With Python, it is a really easy to retrieve data from 3rd party API services, so I made a script for this purpose. The script worked without any issue for many different API URLs, but recently, when I wanted to load the server content response from a specific API URL into json.loads
method, it threw an "Unexpected UTF-8 BOM" error. In this article, we will examine what the error means and various ways to solve it.
To retrieve the data from 3rd party API service, I use this code in my Python script:
import requests
import json
url="API_ENDPOINT_URL"
r = requests.get(url)
data = json.loads(r.text)
#....do something with the data...
The above code uses requests library to read the data from URL and then it uses json.loads
method to deserialize a server's string response containing JSON data into an object.
Until this particular case, the above code worked just fine, but now I was getting the following error:
The error was caused by the json.loads(r.text)
, so I examined the value of r.text
, which had this:
The content from server's response contained the data from the API, but it also had that strange \ufeff Unicode character at the beginning. It turns out, the Unicode character with value u+feff (or \xef\xbb\xbf in binary) is a byte order mark (BOM) character.
What is BOM
According to Wikipedia, the BOM is an optional value at the beginning of a text stream and the presence can mean different things. With UTF-8 text streams, for example, it can be used to signal that the text is encoded in UTF-8 format, while with UTF-16 & UTF-32, the presence of BOM signals the byte order of a stream.
In my case, the data was in UTF-8 and has already been received, so having that BOM character in r.text
seemed unnecessary and since it was causing the json.loads
method to throw the JSONDecodeError, I wanted to get rid of it.
The hint on how to solve this problem can be found in the Python error itself.
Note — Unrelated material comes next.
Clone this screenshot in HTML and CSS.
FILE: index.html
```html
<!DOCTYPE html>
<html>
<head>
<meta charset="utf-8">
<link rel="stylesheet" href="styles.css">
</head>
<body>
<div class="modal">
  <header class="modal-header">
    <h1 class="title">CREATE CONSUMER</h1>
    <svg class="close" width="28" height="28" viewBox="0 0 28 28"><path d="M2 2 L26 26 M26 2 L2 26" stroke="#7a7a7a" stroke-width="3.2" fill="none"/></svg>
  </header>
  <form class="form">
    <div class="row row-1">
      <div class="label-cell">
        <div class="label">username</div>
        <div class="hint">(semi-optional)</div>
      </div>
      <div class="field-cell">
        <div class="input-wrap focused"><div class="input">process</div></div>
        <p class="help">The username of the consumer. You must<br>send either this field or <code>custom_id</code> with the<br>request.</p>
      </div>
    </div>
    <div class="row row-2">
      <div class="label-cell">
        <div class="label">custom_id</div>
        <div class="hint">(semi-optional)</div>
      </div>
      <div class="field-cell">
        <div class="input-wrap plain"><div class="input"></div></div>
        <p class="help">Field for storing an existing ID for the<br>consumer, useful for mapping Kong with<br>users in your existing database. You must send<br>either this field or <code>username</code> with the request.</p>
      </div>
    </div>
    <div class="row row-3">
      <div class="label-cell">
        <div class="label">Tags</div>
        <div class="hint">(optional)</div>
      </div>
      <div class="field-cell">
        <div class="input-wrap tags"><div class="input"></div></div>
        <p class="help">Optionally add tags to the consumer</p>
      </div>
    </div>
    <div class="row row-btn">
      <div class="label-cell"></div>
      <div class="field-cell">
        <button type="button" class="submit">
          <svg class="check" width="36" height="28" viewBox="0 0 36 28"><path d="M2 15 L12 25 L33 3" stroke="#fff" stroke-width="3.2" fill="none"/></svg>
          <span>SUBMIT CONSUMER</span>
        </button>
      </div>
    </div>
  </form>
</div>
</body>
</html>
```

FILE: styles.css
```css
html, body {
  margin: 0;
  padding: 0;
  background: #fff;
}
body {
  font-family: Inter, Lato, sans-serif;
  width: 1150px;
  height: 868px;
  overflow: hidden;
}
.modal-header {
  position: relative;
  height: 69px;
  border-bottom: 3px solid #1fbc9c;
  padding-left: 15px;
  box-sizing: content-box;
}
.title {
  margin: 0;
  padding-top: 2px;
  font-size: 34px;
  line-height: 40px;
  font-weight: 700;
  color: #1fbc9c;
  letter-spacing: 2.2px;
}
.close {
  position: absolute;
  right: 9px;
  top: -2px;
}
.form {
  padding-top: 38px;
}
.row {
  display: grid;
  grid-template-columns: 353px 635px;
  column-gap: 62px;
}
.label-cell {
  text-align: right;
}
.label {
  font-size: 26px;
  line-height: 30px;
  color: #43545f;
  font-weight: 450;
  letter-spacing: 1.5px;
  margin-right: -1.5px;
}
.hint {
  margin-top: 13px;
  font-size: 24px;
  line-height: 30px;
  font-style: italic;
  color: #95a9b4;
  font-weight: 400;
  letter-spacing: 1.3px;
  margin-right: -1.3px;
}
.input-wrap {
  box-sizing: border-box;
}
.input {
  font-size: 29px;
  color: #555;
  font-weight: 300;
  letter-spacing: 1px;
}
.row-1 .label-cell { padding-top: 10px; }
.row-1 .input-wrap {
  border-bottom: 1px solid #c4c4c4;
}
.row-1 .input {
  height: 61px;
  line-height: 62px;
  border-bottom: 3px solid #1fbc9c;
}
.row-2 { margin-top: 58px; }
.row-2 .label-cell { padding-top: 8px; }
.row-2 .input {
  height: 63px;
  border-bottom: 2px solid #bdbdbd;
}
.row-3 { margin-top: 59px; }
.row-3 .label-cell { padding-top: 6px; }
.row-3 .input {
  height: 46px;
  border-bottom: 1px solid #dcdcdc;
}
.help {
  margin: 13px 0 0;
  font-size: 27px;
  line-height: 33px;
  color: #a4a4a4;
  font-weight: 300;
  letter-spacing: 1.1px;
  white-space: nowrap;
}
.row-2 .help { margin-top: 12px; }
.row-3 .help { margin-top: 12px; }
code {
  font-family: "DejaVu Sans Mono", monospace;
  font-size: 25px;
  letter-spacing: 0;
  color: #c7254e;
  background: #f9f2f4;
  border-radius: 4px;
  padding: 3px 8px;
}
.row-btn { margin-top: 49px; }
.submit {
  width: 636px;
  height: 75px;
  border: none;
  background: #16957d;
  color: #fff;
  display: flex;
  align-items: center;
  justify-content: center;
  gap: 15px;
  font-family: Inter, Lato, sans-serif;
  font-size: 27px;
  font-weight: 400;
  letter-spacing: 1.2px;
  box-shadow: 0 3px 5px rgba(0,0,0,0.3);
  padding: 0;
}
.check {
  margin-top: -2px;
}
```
It mentions "decode using utf-8-sig", so let's examine this next.
What is utf-8-sig?
The utf-8-sig is a Python variant of UTF-8, in which, when used in encoding, the BOM value will be written before anything else, while when used during decoding, it will skip the UTF-8 BOM character if it exists and this is exactly what I needed.
So the solution is simple. We just need to decode the data using utf-8-sig encoding, which will get rid of the BOM value. There are several ways to accomplish that.
Solution 1 - using codecs module
First, I tried to use a codecs module which is a part of a Python standard library. It contains encoders and decoders, mostly for converting text. We can use the codecs.decode()
method to decode the data using utf-8-sig encoding. Something like this:
import codecs
decoded_data=codecs.decode(r.text, 'utf-8-sig')
Unfortunately, the codecs.decode
method didn't accept strings, as it threw the following error:
Next, I tried to convert the string into a bytes object. This can be done using encode()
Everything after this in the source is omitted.